Wineries being sued for non-compliant websites

April 03, 2019 06:53 PM

Local wineries and bed and breakfasts are being sued by law firms that claim their websites aren’t accessible to the visually impaired.   The owners of the businesses being sued say instead of just asking for the problems to be fixed, the New York City law firms and their clients, want payouts. 

Scott Osborn owns Fox Run Vineyards in Penn Yan.

 On its website, you’ll see all that the winery has to offer, but a legally blind person in New York City says he can’t access the same information, so he is suing.

 “If I'd have been given a letter, a notification, saying 'hey Scott you know your website is hard for my client who can't see to access and these are the ways you can go about fixing the problem', I would have done it immediately,” Osborn says.  

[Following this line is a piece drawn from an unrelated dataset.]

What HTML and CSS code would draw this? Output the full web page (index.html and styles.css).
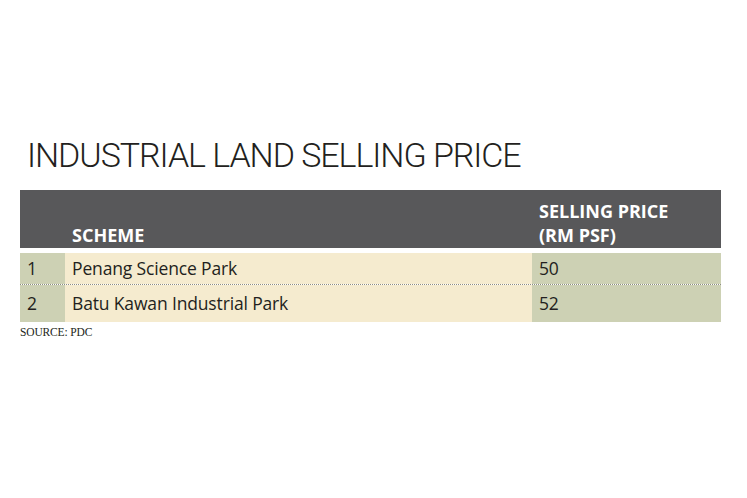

Instead, the firm is demanding a settlement, and if they don’t get it, the lawsuit will move forward in federal court.

The same threat is being made to more than a dozen other wineries in New York State by the same handful of law firms.

"The cost (of fighting a federal case) is so far out of the range for a small business that it's settle, okay how much do you want…I definitely feel like I’m being extorted,” Osborn says.

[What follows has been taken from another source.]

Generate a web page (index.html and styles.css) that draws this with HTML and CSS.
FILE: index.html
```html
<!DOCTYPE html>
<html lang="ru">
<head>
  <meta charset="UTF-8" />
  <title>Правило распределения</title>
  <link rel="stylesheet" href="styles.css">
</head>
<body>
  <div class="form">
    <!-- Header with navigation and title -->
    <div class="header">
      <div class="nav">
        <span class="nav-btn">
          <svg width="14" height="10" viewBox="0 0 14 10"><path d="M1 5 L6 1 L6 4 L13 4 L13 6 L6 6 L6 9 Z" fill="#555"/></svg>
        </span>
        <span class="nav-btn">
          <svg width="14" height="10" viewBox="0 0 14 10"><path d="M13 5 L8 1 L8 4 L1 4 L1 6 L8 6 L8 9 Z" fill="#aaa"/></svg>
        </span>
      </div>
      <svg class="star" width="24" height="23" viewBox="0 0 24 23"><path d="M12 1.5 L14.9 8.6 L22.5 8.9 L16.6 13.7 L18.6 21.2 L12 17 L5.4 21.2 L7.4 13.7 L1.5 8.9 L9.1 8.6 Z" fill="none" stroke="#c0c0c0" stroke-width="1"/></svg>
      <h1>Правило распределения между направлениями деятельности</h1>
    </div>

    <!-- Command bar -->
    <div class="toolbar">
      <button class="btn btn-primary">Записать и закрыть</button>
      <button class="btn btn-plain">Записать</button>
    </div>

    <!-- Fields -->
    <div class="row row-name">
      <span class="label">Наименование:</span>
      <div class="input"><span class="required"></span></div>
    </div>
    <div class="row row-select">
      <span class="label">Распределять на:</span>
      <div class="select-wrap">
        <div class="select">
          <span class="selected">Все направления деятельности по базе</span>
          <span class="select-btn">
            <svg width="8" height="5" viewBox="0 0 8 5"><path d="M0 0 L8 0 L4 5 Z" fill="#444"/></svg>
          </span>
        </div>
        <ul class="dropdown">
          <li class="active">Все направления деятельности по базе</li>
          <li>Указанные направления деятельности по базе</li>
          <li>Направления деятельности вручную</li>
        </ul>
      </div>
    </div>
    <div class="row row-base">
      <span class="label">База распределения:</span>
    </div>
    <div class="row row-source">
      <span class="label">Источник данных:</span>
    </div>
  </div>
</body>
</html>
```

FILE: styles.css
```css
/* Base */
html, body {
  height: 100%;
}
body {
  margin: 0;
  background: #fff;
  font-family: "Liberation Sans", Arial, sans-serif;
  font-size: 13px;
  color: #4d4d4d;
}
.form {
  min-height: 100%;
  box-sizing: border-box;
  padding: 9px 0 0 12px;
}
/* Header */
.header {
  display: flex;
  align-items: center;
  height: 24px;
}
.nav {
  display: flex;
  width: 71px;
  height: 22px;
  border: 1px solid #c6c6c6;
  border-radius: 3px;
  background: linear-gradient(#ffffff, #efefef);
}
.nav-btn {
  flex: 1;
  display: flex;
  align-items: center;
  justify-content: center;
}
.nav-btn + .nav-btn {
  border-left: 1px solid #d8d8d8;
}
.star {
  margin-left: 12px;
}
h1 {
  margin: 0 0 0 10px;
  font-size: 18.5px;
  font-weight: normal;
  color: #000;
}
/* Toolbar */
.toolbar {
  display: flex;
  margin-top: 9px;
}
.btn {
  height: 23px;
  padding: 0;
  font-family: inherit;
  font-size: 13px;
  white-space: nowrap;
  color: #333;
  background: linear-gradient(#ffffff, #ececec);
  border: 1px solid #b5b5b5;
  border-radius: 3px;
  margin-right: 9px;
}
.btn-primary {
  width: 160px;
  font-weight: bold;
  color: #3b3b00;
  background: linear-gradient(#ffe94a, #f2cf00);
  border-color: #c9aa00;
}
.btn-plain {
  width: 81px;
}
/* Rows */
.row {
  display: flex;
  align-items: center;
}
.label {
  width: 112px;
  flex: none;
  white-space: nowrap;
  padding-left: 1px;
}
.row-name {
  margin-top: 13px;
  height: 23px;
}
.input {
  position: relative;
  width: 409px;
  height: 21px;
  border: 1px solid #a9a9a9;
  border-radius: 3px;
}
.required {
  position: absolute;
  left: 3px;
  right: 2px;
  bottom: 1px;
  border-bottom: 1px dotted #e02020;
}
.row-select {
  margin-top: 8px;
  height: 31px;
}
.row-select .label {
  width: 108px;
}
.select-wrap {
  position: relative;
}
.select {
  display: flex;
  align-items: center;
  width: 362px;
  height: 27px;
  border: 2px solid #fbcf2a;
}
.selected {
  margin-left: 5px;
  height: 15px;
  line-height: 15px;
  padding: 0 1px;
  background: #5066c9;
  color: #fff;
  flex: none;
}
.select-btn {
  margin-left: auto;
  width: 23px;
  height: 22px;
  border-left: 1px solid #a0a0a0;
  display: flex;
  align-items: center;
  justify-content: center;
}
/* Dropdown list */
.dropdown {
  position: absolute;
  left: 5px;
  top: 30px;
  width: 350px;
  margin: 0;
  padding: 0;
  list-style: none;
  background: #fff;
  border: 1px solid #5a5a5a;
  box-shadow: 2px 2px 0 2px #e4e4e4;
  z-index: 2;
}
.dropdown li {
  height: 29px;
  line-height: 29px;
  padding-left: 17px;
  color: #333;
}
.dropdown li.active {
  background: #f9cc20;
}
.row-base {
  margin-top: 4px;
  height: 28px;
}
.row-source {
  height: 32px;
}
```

The lawsuits allege that the winery websites are made and maintained in a way that hinders access by the visually impaired, preventing them from being able to find and buy wines or access proper directions to the wineries physical locations.  

Stephanie Woodward is the Director of Advocacy at the Center for Disability Rights says “these lawsuits tend to give disabled people a bad name, when in fact it is not the entire disability community that is going out and putting forth these lawsuits, it tends to be the law firms that are the drivers on this and as an attorney I can tell you I'm just as disappointed in my profession at this… we have never supported lawsuits that seek damages but do not seek to fix the underlying access issue” she says.

But Woodward does want to be clear, businesses should be in compliance and CDR can help make sure they are.

“Is it (the website) screen-reader accessible?  Blind people use technology that reads the screen to them,” she explains, and that’s where most businesses trip up on their websites: JPEGs without descriptions, maps and uploaded PDF files often aren’t placed on the site in a way that can be translated for the readers.

Osborn says he has hired a company to fix the issues on the Fox Run page. 

“I'm a business owner, all the other wineries are too... we sell a product.  We don't want to eliminate anybody because that's potential income,” he says.  

He’s hoping by providing evidence to the judge that he’s working to correct the problem, the lawsuit will be dismissed.   

There are no federal guidelines on what makes a website ADA-compliant, but many companies follow what are known as Web Content Accessibility Guidelines, issued by the World Wide Web Consortium. 

The Association for the Blind and Visually Impaired (ABVI) tells News10NBC, “Although we are not involved in the cases, accessibility is one of our core values.  We always gain inputs from people with vision loss to ensure our communication platforms are accessible and user friendly. Additionally, we provide training and support to empower people with vision loss to confidently use adaptive technology. We also partner with other organizations to share best practices for technology platforms including website accessibility.”